During her time at the organization, Cecile was called on multiple times to defend Planned Parenthood after allegations surfaced of illegal activity within her organization, including reports of clinic workers ignoring potential statutory rape cases. In 2015, Planned Parenthood faced its biggest challenge in recent years when videos surfaced of clinic administrators and executives — apparently — illegally haggling over the price of aborted preborn baby parts for medical research. As a result of the videos, there was a congressional enquiry and late in 2017 the U.S. Department of Justice announced it was also investigating Planned Parenthood for alleged illegal activity.

In 2018, Cecile announced that she would resign after 12 years as president of Planned Parenthood. Despite her many scandals, it could be argued that Cecile has been Planned Parenthood’s most effective leader since Margaret Sanger—the organization’s founder. Cecile attracted big donors, celebrity and political endorsements, and maintained a large media and social media presence. Similarly, Sanger was able to gather many advocates to her cause and moved through several influential circles in New York City in the 1910-20’s.

Margaret had her own share of scandals as she became a prominent voice for socially liberal politics. In the early periods of the contraception movement, Margaret was arrested several times and some of her clinics were raided by the police. Margaret even fled the country after she was indicted on obscenity charges to avoid a lengthy imprisonment. She also supported the eugenics movement, a scientific practice dedicated to improving the genetic quality of the population by eliminating people considered “undesirable.” The movement led to forced sterilizations in the United States and the institutionalization of those with special needs. Today, her legacy is one Planned Parenthood celebrates and works to defend.

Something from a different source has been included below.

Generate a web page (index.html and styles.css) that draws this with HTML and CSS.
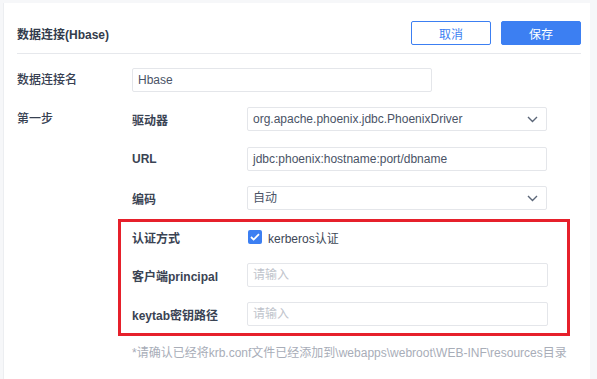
FILE: index.html
```html
<!DOCTYPE html>
<html lang="zh-CN">
<head>
  <meta charset="UTF-8">
  <title>数据连接(Hbase)</title>
  <link rel="stylesheet" href="styles.css">
</head>
<body>
  <div class="panel">
    <div class="panel-header">
      <div class="panel-title">数据连接(Hbase)</div>
      <div class="actions">
        <button class="btn btn-plain">取消</button>
        <button class="btn btn-primary">保存</button>
      </div>
    </div>

    <div class="form">
      <div class="form-row">
        <div class="label">数据连接名</div>
        <div class="input name-input">Hbase</div>
      </div>

      <div class="form-row step">
        <div class="label">第一步</div>
        <div class="step-body">
          <div class="sub-row">
            <div class="sub-label">驱动器</div>
            <div class="input select">org.apache.phoenix.jdbc.PhoenixDriver
              <svg class="arrow" width="11" height="7" viewBox="0 0 11 7"><path d="M1 1l4.5 4.5L10 1" fill="none" stroke="#5b6678" stroke-width="1.4"/></svg>
            </div>
          </div>
          <div class="sub-row">
            <div class="sub-label">URL</div>
            <div class="input">jdbc:phoenix:hostname:port/dbname</div>
          </div>
          <div class="sub-row">
            <div class="sub-label">编码</div>
            <div class="input select">自动
              <svg class="arrow" width="11" height="7" viewBox="0 0 11 7"><path d="M1 1l4.5 4.5L10 1" fill="none" stroke="#5b6678" stroke-width="1.4"/></svg>
            </div>
          </div>

          <div class="auth-box">
            <div class="sub-row check-row">
              <div class="sub-label">认证方式</div>
              <label class="checkbox">
                <span class="box"><svg width="10" height="8" viewBox="0 0 10 8"><path d="M1 4l2.6 2.6L9 1.2" fill="none" stroke="#fff" stroke-width="1.8"/></svg></span>
                kerberos认证
              </label>
            </div>
            <div class="sub-row">
              <div class="sub-label">客户端principal</div>
              <div class="input wide placeholder">请输入</div>
            </div>
            <div class="sub-row">
              <div class="sub-label">keytab密钥路径</div>
              <div class="input wide placeholder">请输入</div>
            </div>
          </div>

          <div class="note">*请确认已经将krb.conf文件已经添加到\webapps\webroot\WEB-INF\resources目录</div>
        </div>
      </div>
    </div>
  </div>
</body>
</html>
```

FILE: styles.css
```css
/* General Styles */
body {
  margin: 0;
  background: #f6f7f9;
  font-family: "Liberation Sans", "Noto Sans CJK SC", sans-serif;
  font-size: 12px;
  color: #3d4757;
}

.panel {
  margin: 3px 7px 0 3px;
  height: 376px;
  background: #fff;
  border-left: 1px solid #eceef1;
  box-sizing: border-box;
  padding: 0 9px 0 13px;
}

/* Header */
.panel-header {
  display: flex;
  align-items: center;
  justify-content: space-between;
  padding: 18px 0 8px;
  border-bottom: 1px solid #e6e8ec;
}

.panel-title {
  font-weight: bold;
  color: #333c4c;
}

.actions {
  display: flex;
  gap: 10px;
}

.btn {
  width: 80px;
  height: 24px;
  border-radius: 2px;
  font-family: inherit;
  font-size: 12px;
  cursor: pointer;
}

.btn-plain {
  background: #fff;
  border: 1px solid #3c7ff2;
  color: #3c7ff2;
}

.btn-primary {
  background: #3c7ff2;
  border: 1px solid #3c7ff2;
  color: #fff;
}

/* Form */
.form {
  padding-top: 14px;
}

.form-row {
  display: flex;
  align-items: center;
}

.form-row.step {
  align-items: flex-start;
  margin-top: 15px;
}

.label {
  width: 115px;
  flex-shrink: 0;
  line-height: 24px;
  font-weight: 500;
  color: #374051;
}

.step-body {
  width: 415px;
}

.sub-row {
  display: flex;
  align-items: center;
  margin-bottom: 15px;
}

.step-body > .sub-row:first-child {
  margin-bottom: 16px;
}

.sub-label {
  width: 115px;
  flex-shrink: 0;
  font-weight: bold;
  color: #3a4353;
}

.input {
  height: 24px;
  box-sizing: border-box;
  border: 1px solid #e4e6ea;
  border-radius: 2px;
  padding: 0 5px;
  line-height: 22px;
  color: #4a5366;
  flex: 1;
  position: relative;
}

.name-input {
  flex: none;
  width: 300px;
}

.select .arrow {
  position: absolute;
  right: 8px;
  top: 8px;
}

.input.wide {
  margin-right: -1px;
}

.placeholder {
  color: #c0c4cc;
}

/* Kerberos box */
.auth-box {
  margin: -6px -23px 0 -14px;
  border: 3px solid #e6202b;
  padding: 3px 20px 0 11px;
}

.auth-box .sub-row {
  margin-bottom: 15px;
}

.auth-box .check-row {
  height: 24px;
  margin-bottom: 14px;
}

.auth-box .sub-row:last-child {
  margin-bottom: 7px;
}

.checkbox {
  display: flex;
  align-items: center;
  gap: 6px;
  margin-left: 1px;
  color: #3d4757;
}

.checkbox .box {
  width: 14px;
  height: 14px;
  border-radius: 2px;
  background: #3c7ff2;
  display: flex;
  align-items: center;
  justify-content: center;
}

.note {
  margin-top: 8px;
  color: #a8adb8;
  line-height: 18px;
  white-space: nowrap;
}
```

The lives of Margaret Sanger and Cecile Richards are different, and yet in some ways remarkably similar. Both women have early experience in labor and political organizations, three children, and lived in New York City, but it is through their work with Planned Parenthood that they became powerful voices in the culture. As a result, they have pushed liberal social policies and ideas that have left a legacy of scandal and pain.